The situation has arisen because in the last four decades, there has been mass exodus of Rohingya from Rakhine State in Myanmar, which is their native land. Unlike other Asian migrations, we are not talking about transnational labour migration. We are talking about permanent deportation and displacement. Bangladeshis know all too well that recently this resulted in the fastest growing refugee crisis the world has seen.

The reasons are well known, so much so that António Guterres, Secretary-General of the United Nations, recently said: “I have no doubt that the Rohingya people have always been one of, if not the, most discriminated people in the world, without any recognition of the most basic rights starting by the recognition of the right of citizenship by their own country.”

The very grave situation has led to a genocide trial against Myanmar at the International Court of Justice (ICJ).

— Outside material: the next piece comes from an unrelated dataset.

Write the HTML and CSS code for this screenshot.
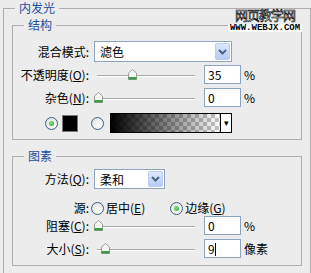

In January 2020 the Court declared the Rohingya a protected group and slapped no less than four binding orders on Myanmar, including one to stop any acts of genocide against them.

At the same time, the International Criminal Court is investigating crimes of deportation and crimes against humanity by the Myanmar regime.

This is why Rohingya are fleeing Myanmar—to save their lives and the lives of their families and out of despair for the future. What the world has vowed over and over again not to let happen again, is happening—that is genocide.

A million Rohingya refugees reside in the camps of Bangladesh. There have been failed attempts at sending them back. Not surprisingly, not a single humanitarian agency or rights group judged the conditions in Rakhine state to be safe. Rohingya also have a memory like other human beings.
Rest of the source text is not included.